Note that although photographs of Eleanor Roosevelt have her name spelled incorrectly, the finding aid uses the correct spelling. Other names are spelled one way on the back of the photograph and differently in the front captions. Information about photos is typed on the back and handwritten on the front. Finding aid attempts to duplicate information as written including grammatical and punctuation errors. The exception is in the inconsistent and confusing use of primarily upper case letters. An attempt was made to make this more uniform in the finding aid by using both upper and lower case letters.
C. Lincoln Williston World War II Collection
This collection contains about 337 letters from Mr. Abnashi Ram, who came to the USA in 1920 and was the first Indian student from India to graduate from Texas A&M in 1923 and established a successful export/import/gift shop in Hollywood, California. The letters also reflect correspondence with other fellow immigrants and many famous Americans. These letters reflect their gut emotions while living as lonely immigrants who could not bring their families to the USA on account of the draconian immigration laws that were finally eliminated in 1967. The collection also includes 75 letters from Mr.

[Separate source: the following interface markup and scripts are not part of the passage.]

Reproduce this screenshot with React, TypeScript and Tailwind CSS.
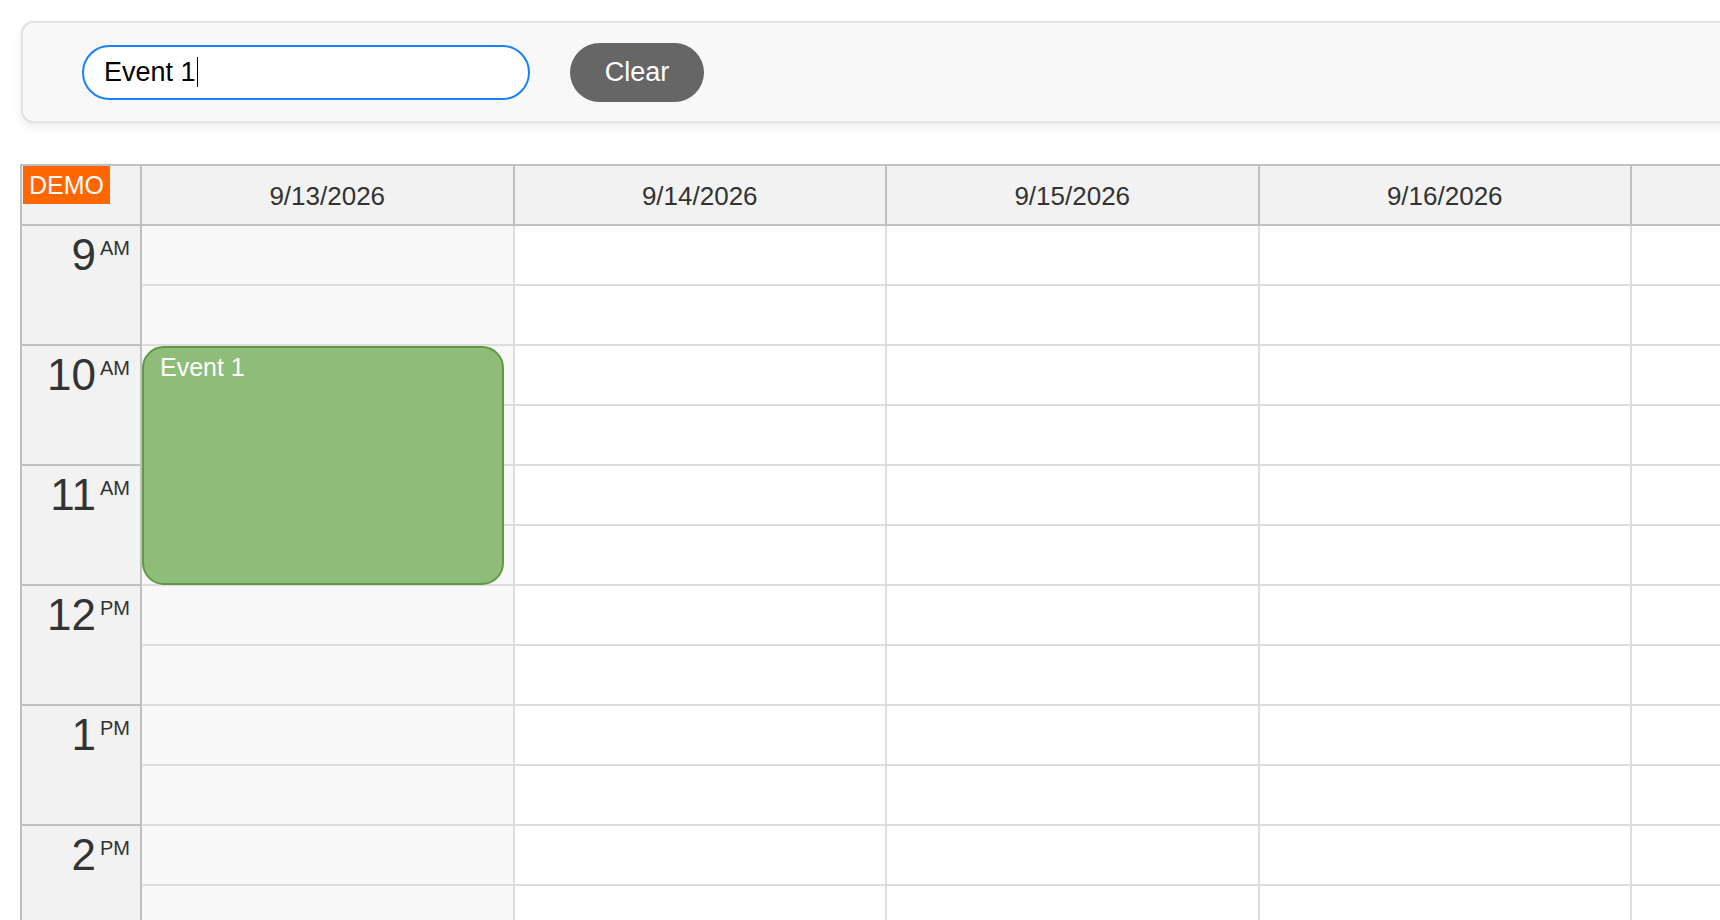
import React from 'react';

type Hour = { num: string; ampm: string };

const hours: Hour[] = [
    { num: '9', ampm: 'AM' },
    { num: '10', ampm: 'AM' },
    { num: '11', ampm: 'AM' },
    { num: '12', ampm: 'PM' },
    { num: '1', ampm: 'PM' },
    { num: '2', ampm: 'PM' },
];

// last column only peeks in at the right edge, its header stays blank
const days = ['9/13/2026', '9/14/2026', '9/15/2026', '9/16/2026', ''];

function Toolbar() {
    return (
        <div className="ml-[21px] w-[2000px] h-[102px] flex items-center gap-[40px] pl-[59px] bg-[#f8f8f8] border-2 border-[#e2e2e2] rounded-[12px] shadow-[0_4px_10px_rgba(0,0,0,0.08)]">
            {/* search box, focused */}
            <div className="w-[448px] h-[55px] flex items-center pl-[20px] bg-white border-2 border-[#1a82f7] rounded-full text-[27px] text-black">
                <span>Event 1</span>
                <span className="inline-block w-[1.5px] h-[30px] bg-black ml-[1px]" />
            </div>
            <button className="w-[134px] h-[59px] rounded-full bg-[#666666] text-white text-[27px]">
                Clear
            </button>
        </div>
    );
}

function HourLabel({ hour }: { hour: Hour }) {
    return (
        <div className="h-[120px] flex justify-end items-start pt-[7px] pr-[10px] bg-[#f2f2f2] border-b-2 border-[#c0c0c0] text-[#333]">
            <span className="text-[44px] leading-none">{hour.num}</span>
            <span className="text-[20px] leading-none mt-[5px] ml-[4px]">{hour.ampm}</span>
        </div>
    );
}

function DayColumn({ shaded, children }: { shaded?: boolean; children?: React.ReactNode }) {
    return (
        <div className={shaded ? 'relative w-[372.5px] shrink-0 border-r-2 border-[#dddddd] bg-[#f8f8f8]' : 'relative w-[372.5px] shrink-0 border-r-2 border-[#dddddd] bg-white'}>
            {hours.map((h) => (
                <React.Fragment key={h.num + h.ampm}>
                    <div className="h-[60px] border-b-2 border-[#dddddd]" />
                    <div className="h-[60px] border-b-2 border-[#dddddd]" />
                </React.Fragment>
            ))}
            {children}
        </div>
    );
}

function Calendar() {
    return (
        <div className="ml-[20px] mt-[41px] w-[2000px] border-t-2 border-l-2 border-[#c0c0c0]">
            {/* header row */}
            <div className="flex h-[60px] border-b-2 border-[#c0c0c0] bg-[#f2f2f2]">
                <div className="relative w-[120px] shrink-0 border-r-2 border-[#c0c0c0]">
                    <div className="absolute top-0 left-[1px] px-[6px] py-[4px] bg-[#ff6600] text-white text-[25px] leading-[30px]">
                        DEMO
                    </div>
                </div>
                {days.map((d, i) => (
                    <div key={i} className="w-[372.5px] shrink-0 flex items-center justify-center pt-[2px] border-r-2 border-[#c0c0c0] text-[26px] text-[#333]">
                        {d}
                    </div>
                ))}
            </div>

            {/* body */}
            <div className="flex">
                <div className="w-[120px] shrink-0 border-r-2 border-[#c0c0c0]">
                    {hours.map((h) => (
                        <HourLabel key={h.num + h.ampm} hour={h} />
                    ))}
                </div>
                {days.map((d, i) => (
                    <DayColumn key={i} shaded={i === 0}>
                        {i === 0 && (
                            <div className="absolute top-[120px] left-0 right-[9px] h-[239px] rounded-[22px] bg-[#8dbd78] border-2 border-[#5f9a43] px-[16px] pt-[1px] text-white text-[25px]">
                                Event 1
                            </div>
                        )}
                    </DayColumn>
                ))}
            </div>
        </div>
    );
}

export default function App() {
    return (
        <div className="w-[1720px] h-[920px] overflow-hidden bg-white pt-[21px] font-['Liberation_Sans',Arial,sans-serif]">
            <Toolbar />
            <Calendar />
        </div>
    );
}
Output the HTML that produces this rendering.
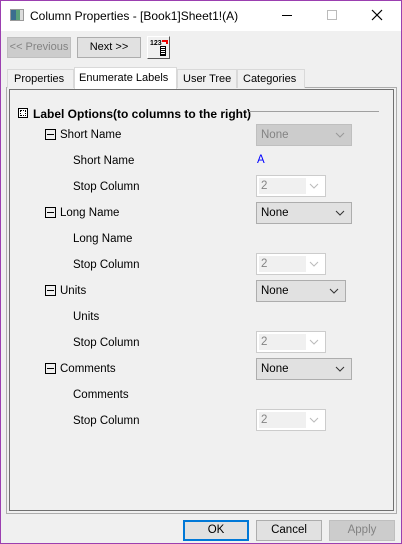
<!DOCTYPE html>
<html><head><style>
*{box-sizing:border-box;margin:0;padding:0}
body{width:402px;height:544px;overflow:hidden;background:#f0f0f0;font-family:"Liberation Sans",sans-serif;font-size:11.5px;color:#000;position:relative}
.a{position:absolute;white-space:nowrap}
.t{margin-top:2px}
.win{position:absolute;left:0;top:0;width:402px;height:544px;border:1px solid #9b3fb0;pointer-events:none}
.btn{position:absolute;white-space:nowrap;background:#e1e1e1;border:1px solid #adadad;text-align:center;line-height:19px}
.tab{position:absolute;white-space:nowrap;top:69px;height:19px;border:1px solid #d9d9d9;border-bottom:none;background:#f0f0f0;line-height:18px;padding-left:6px;font-size:11px}
.box{position:absolute;width:11px;height:11px;border:1px solid #000}
.box:after{content:"";position:absolute;left:1px;top:4px;width:7px;height:1px;background:#000}
.cb{position:absolute;white-space:nowrap;height:22px;line-height:21px;padding-left:4px}
.chev{position:absolute;right:6px;top:5px;width:10px;height:10px}
</style></head><body>
<div class="a" style="left:0;top:0;width:402px;height:31px;background:#fff"></div>
<div class="a" style="left:10px;top:9px;width:14px;height:12px;border:1px solid #999;background:linear-gradient(90deg,#3b6e8f 0 5px,#5aa07a 5px 9px,#ddd 9px)"></div>
<div class="a" style="left:30px;top:9px;font-size:12px">Column Properties - [Book1]Sheet1!(A)</div>
<div class="a" style="left:282px;top:15px;width:10px;height:1px;background:#000"></div>
<div class="a" style="left:327px;top:10px;width:10px;height:10px;border:1px solid #bbb"></div>
<svg class="a" style="left:371px;top:9px" width="12" height="12"><path d="M1 1L11 11M11 1L1 11" stroke="#000" stroke-width="1.2"/></svg>

<div class="btn" style="left:7px;top:37px;width:64px;height:21px;background:#ccc;border-color:#bfbfbf;color:#838383;font-size:11px">&lt;&lt; Previous</div>
<div class="btn" style="left:77px;top:37px;width:64px;height:21px;font-size:11px">Next &gt;&gt;</div>
<div class="a" style="left:147px;top:36px;width:23px;height:23px;background:#f0f0f0;border:1px solid #fff;border-right-color:#555;border-bottom-color:#555"></div>
<div class="a" style="left:150px;top:40px;font-size:7px;font-weight:bold">123</div>
<div class="a" style="left:162px;top:40px;width:6px;height:4px;border-top:2px solid #e00;border-right:2px solid #e00"></div>
<div class="a" style="left:160px;top:46px;width:6px;height:10px;border:1px solid #000;background:repeating-linear-gradient(#fff 0 1px,#000 1px 2px)"></div>

<div class="a" style="left:6px;top:87px;width:391px;height:427px;border:1px solid #adadad"></div>
<div class="a" style="left:9px;top:89px;width:385px;height:422px;border:1px solid #707070"></div>
<div class="tab" style="left:7px;width:67px">Properties</div>
<div class="tab" style="left:74px;top:67px;height:22px;width:103px;background:#fff;line-height:21px;padding-left:4px">Enumerate Labels</div>
<div class="tab" style="left:177px;width:60px;padding-left:5px">User Tree</div>
<div class="tab" style="left:237px;width:68px;padding-left:5px">Categories</div>

<div class="a" style="left:18px;top:108px;width:10px;height:10px;border:1px solid #000;background:#fff"></div>
<div class="a" style="left:20px;top:110px;width:6px;height:6px;background:#fff;border:1px dotted #000"></div>
<div class="a" style="left:33px;top:107px;font-weight:bold;font-size:12px;letter-spacing:0px">Label Options(to columns to the right)</div>
<div class="a" style="left:249px;top:111px;width:130px;height:1px;background:#a0a0a0"></div>

<div class="box" style="left:45px;top:129px"></div>
<div class="a" style="left:60px;top:129px">Short Name</div>
<div class="cb" style="left:256px;top:124px;width:96px;background:#ccc;border:1px solid #bfbfbf;color:#838383">None<svg class="chev" viewBox="0 0 10 10"><path d="M1 3l4 4 4-4" fill="none" stroke="#999"/></svg></div>
<div class="a" style="left:73px;top:155px">Short Name</div>
<div class="a" style="left:257px;top:154px;color:#00f">A</div>

<div class="a" style="left:73px;top:181px">Stop Column</div>
<div class="cb" style="left:256px;top:175px;width:70px;background:#fff;border:1px solid #ccc;color:#838383"><div class="a" style="left:2px;top:2px;width:47px;height:16px;background:#f0f0f0"></div><span style="position:relative">2</span><svg class="chev" viewBox="0 0 10 10"><path d="M1 3l4 4 4-4" fill="none" stroke="#bbb"/></svg></div>

<div class="box" style="left:45px;top:207px"></div>
<div class="a" style="left:60px;top:207px">Long Name</div>
<div class="cb" style="left:256px;top:202px;width:96px;background:#e1e1e1;border:1px solid #adadad">None<svg class="chev" viewBox="0 0 10 10"><path d="M1 3l4 4 4-4" fill="none" stroke="#333"/></svg></div>
<div class="a" style="left:73px;top:233px">Long Name</div>
<div class="a" style="left:73px;top:259px">Stop Column</div>
<div class="cb" style="left:256px;top:253px;width:70px;background:#fff;border:1px solid #ccc;color:#838383"><div class="a" style="left:2px;top:2px;width:47px;height:16px;background:#f0f0f0"></div><span style="position:relative">2</span><svg class="chev" viewBox="0 0 10 10"><path d="M1 3l4 4 4-4" fill="none" stroke="#bbb"/></svg></div>

<div class="box" style="left:45px;top:285px"></div>
<div class="a" style="left:60px;top:285px">Units</div>
<div class="cb" style="left:256px;top:280px;width:90px;background:#e1e1e1;border:1px solid #adadad">None<svg class="chev" viewBox="0 0 10 10"><path d="M1 3l4 4 4-4" fill="none" stroke="#333"/></svg></div>
<div class="a" style="left:73px;top:311px">Units</div>
<div class="a" style="left:73px;top:337px">Stop Column</div>
<div class="cb" style="left:256px;top:331px;width:70px;background:#fff;border:1px solid #ccc;color:#838383"><div class="a" style="left:2px;top:2px;width:47px;height:16px;background:#f0f0f0"></div><span style="position:relative">2</span><svg class="chev" viewBox="0 0 10 10"><path d="M1 3l4 4 4-4" fill="none" stroke="#bbb"/></svg></div>

<div class="box" style="left:45px;top:363px"></div>
<div class="a" style="left:60px;top:363px">Comments</div>
<div class="cb" style="left:256px;top:358px;width:96px;background:#e1e1e1;border:1px solid #adadad">None<svg class="chev" viewBox="0 0 10 10"><path d="M1 3l4 4 4-4" fill="none" stroke="#333"/></svg></div>
<div class="a" style="left:73px;top:389px">Comments</div>
<div class="a" style="left:73px;top:415px">Stop Column</div>
<div class="cb" style="left:256px;top:409px;width:70px;background:#fff;border:1px solid #ccc;color:#838383"><div class="a" style="left:2px;top:2px;width:47px;height:16px;background:#f0f0f0"></div><span style="position:relative">2</span><svg class="chev" viewBox="0 0 10 10"><path d="M1 3l4 4 4-4" fill="none" stroke="#bbb"/></svg></div>

<div class="btn" style="left:183px;top:520px;width:66px;height:21px;border:2px solid #0078d7;line-height:17px">OK</div>
<div class="btn" style="left:256px;top:520px;width:66px;height:21px">Cancel</div>
<div class="btn" style="left:329px;top:520px;width:66px;height:21px;background:#ccc;border-color:#bfbfbf;color:#838383">Apply</div>
<div class="win"></div>
</body></html>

Mumtaz Kitchlew of Chicago. Dr. Sharma and his wife have lived in Richardson, TX for over 42 years. Sharma taught at SMU for over ten years. In 2009 he authored a book, Saving Immigrant's Daughter a story about Mr. Abnashi Ram and his daughter who he met at UCLA and ultimately married. Much of this collection has been digitized and is available on the South Asian American Digital Archive (SAADA) website.
A. H. Neighbors, Sr. Photograph Collection
This collection contains fifteen portrait photographs of Texas A&M College students. The photographs were given to A. H. Neighbors by other classmates also graduating in the Class of 1911, and one portrait from a member of the Class of 1913. Only one of the photographs has yet to be identified. Also included is the letter accompanying the photographs when mailed to the Ex-student Association from A. H. Neighbors, Jr. in 1976.